» Dataset section:
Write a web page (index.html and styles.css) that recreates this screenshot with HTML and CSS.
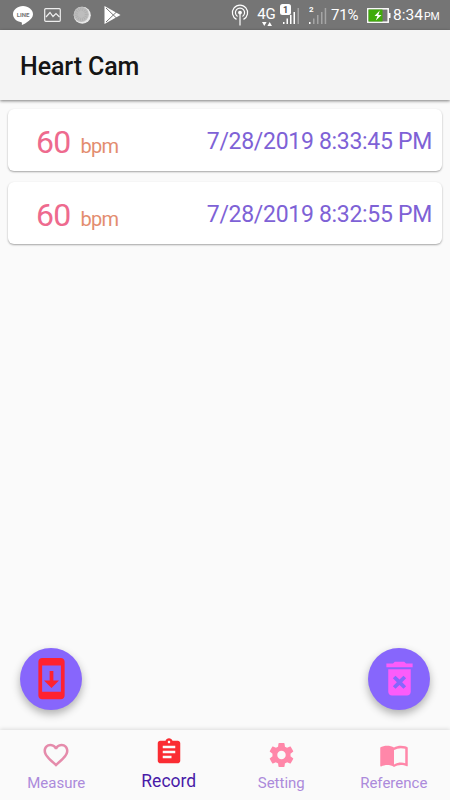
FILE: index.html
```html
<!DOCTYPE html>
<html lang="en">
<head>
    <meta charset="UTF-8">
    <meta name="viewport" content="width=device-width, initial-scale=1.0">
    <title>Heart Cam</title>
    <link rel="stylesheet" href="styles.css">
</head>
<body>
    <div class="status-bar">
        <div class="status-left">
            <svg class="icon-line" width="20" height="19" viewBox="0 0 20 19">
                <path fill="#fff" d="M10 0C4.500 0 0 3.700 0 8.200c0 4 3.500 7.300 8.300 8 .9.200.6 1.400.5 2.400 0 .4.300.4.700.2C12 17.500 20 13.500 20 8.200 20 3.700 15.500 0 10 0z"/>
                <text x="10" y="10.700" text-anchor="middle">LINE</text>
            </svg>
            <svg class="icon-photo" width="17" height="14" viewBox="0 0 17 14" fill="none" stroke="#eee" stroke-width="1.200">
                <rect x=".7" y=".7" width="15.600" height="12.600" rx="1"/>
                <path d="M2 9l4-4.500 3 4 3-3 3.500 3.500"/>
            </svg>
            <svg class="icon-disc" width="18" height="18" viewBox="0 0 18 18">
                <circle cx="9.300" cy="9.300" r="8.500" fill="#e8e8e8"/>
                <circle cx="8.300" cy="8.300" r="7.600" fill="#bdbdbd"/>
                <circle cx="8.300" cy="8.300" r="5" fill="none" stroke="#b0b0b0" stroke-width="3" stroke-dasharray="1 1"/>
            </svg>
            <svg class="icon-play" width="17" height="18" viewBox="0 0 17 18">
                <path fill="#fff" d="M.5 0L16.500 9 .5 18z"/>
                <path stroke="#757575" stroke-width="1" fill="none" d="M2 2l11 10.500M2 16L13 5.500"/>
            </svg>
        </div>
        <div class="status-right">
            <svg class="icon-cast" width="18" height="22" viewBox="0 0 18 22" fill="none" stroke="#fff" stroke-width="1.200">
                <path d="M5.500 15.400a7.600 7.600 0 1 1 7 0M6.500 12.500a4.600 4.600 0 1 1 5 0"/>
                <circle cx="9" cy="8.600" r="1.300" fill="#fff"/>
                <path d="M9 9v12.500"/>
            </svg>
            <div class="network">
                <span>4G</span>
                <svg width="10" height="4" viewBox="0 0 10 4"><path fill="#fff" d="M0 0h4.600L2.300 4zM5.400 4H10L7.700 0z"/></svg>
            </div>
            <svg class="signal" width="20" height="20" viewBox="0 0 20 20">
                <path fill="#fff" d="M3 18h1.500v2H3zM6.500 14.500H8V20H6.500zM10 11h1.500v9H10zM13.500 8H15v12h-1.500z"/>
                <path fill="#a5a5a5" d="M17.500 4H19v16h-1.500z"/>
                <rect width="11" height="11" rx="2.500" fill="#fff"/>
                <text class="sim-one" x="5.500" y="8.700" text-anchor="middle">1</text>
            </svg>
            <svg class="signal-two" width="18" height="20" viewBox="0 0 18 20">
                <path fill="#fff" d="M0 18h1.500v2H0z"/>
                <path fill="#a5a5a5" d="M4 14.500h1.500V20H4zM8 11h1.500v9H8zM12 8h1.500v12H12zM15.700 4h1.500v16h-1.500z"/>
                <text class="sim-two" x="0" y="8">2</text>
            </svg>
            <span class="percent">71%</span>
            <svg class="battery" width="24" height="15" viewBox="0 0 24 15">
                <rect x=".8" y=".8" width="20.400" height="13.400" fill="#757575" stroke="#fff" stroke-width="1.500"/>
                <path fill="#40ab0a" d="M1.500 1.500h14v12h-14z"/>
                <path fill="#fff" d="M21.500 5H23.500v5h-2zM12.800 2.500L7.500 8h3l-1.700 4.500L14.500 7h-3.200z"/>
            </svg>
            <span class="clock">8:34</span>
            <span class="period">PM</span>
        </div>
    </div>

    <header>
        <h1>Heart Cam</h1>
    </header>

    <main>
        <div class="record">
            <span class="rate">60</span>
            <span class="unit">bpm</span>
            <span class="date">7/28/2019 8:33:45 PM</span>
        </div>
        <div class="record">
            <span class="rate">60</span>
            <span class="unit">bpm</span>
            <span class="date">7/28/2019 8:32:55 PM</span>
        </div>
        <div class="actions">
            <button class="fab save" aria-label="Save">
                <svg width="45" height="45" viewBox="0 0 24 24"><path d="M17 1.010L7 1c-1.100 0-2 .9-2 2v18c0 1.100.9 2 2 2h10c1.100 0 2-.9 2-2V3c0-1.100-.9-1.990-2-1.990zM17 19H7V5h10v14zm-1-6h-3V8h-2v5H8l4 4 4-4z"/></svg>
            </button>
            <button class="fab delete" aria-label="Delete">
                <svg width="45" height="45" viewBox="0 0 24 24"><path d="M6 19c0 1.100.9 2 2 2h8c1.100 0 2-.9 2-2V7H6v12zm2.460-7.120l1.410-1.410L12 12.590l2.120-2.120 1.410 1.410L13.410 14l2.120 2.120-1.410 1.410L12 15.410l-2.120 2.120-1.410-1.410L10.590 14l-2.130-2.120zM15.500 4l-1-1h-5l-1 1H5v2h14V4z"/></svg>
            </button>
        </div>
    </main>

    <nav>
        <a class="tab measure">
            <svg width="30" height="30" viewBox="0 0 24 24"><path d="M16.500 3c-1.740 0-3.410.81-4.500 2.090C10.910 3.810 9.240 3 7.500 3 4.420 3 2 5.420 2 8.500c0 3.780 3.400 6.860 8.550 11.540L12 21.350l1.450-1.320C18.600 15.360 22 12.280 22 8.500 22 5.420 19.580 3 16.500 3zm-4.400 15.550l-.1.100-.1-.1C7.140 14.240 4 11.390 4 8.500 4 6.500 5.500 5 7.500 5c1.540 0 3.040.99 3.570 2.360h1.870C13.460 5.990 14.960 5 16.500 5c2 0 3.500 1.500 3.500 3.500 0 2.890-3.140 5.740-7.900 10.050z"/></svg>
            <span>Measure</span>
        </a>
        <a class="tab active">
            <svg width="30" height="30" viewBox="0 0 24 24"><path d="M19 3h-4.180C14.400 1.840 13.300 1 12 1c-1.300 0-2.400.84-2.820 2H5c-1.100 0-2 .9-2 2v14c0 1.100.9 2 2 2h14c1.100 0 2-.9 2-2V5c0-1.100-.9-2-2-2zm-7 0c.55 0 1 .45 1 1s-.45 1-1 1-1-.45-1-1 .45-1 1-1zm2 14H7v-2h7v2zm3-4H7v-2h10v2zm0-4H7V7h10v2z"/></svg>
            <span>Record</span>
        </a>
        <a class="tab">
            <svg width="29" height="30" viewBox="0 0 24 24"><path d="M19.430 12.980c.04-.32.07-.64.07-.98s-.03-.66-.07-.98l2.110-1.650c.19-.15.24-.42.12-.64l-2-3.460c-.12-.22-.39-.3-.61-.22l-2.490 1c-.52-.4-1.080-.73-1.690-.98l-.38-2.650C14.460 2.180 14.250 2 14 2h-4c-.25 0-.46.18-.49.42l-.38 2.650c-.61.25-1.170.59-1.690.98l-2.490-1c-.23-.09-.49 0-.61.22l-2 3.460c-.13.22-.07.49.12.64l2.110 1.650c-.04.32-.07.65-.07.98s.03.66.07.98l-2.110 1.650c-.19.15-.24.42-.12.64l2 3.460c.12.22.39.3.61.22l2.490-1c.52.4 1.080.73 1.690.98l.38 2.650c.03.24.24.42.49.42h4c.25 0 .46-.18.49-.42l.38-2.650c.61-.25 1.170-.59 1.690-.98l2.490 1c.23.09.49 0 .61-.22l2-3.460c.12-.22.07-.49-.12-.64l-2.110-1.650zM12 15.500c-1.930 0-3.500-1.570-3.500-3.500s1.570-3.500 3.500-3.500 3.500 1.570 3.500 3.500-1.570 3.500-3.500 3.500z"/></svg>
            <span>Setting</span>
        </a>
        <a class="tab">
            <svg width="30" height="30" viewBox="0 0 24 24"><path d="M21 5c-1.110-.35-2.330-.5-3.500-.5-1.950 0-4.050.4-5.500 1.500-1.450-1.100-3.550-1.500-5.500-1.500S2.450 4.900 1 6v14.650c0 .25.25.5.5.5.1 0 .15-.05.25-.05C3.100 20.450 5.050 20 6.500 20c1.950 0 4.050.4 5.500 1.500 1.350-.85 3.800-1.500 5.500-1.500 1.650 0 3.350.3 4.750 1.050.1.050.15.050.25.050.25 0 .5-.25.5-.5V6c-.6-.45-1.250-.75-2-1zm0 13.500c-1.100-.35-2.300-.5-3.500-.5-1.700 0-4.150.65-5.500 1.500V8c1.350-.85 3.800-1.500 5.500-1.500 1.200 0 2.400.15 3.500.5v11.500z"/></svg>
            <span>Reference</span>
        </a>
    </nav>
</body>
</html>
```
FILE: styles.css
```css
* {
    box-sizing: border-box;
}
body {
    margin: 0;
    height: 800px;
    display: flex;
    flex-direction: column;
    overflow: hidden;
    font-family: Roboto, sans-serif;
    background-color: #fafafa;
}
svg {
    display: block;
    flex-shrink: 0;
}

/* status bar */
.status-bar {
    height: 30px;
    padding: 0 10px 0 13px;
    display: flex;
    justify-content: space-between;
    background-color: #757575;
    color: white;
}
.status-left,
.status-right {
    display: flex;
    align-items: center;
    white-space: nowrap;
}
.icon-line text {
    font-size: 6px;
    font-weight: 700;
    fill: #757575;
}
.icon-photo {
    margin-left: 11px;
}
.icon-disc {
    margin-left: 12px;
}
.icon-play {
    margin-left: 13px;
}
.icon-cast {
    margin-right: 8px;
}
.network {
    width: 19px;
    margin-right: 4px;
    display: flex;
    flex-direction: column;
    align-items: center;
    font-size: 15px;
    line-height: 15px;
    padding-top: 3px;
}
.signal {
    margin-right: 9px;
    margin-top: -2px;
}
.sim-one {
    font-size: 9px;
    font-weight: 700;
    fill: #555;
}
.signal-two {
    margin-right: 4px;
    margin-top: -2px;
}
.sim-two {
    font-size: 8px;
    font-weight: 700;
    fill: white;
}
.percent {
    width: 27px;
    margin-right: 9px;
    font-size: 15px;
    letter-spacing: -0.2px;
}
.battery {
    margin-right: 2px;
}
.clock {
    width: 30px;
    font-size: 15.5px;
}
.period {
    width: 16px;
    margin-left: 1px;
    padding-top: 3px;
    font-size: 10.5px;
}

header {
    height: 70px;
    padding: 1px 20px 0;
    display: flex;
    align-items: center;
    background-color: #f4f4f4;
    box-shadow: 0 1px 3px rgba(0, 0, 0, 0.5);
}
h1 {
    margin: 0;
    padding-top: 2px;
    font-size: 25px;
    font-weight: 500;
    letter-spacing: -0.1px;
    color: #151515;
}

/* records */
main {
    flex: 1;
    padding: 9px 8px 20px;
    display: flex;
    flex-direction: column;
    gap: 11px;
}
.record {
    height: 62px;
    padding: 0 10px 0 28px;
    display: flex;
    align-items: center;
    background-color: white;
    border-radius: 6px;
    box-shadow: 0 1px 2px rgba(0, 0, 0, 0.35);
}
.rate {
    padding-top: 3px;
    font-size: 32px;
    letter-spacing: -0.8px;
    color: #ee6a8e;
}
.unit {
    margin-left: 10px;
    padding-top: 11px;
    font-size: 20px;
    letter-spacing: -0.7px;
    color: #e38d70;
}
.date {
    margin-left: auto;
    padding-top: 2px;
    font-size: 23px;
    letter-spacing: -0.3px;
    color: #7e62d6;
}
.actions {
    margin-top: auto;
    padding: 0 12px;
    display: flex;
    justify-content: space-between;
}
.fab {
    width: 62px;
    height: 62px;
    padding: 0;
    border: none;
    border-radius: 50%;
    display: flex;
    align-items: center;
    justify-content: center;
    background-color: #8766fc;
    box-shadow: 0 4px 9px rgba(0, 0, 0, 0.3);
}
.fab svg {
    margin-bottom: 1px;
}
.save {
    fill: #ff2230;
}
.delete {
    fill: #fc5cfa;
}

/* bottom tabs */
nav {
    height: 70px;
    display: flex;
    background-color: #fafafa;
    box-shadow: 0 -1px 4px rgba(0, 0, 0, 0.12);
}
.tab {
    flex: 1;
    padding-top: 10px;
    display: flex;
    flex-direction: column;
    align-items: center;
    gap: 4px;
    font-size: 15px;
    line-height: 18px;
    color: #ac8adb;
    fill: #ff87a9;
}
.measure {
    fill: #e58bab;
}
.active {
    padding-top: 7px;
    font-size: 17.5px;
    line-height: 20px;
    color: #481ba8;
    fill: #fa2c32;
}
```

» Exercise instructions:
All lines above containing the string "index" are to be collected.

» Answer for the task:
Write a web page (index.html and styles.css) that recreates this screenshot with HTML and CSS.
FILE: index.html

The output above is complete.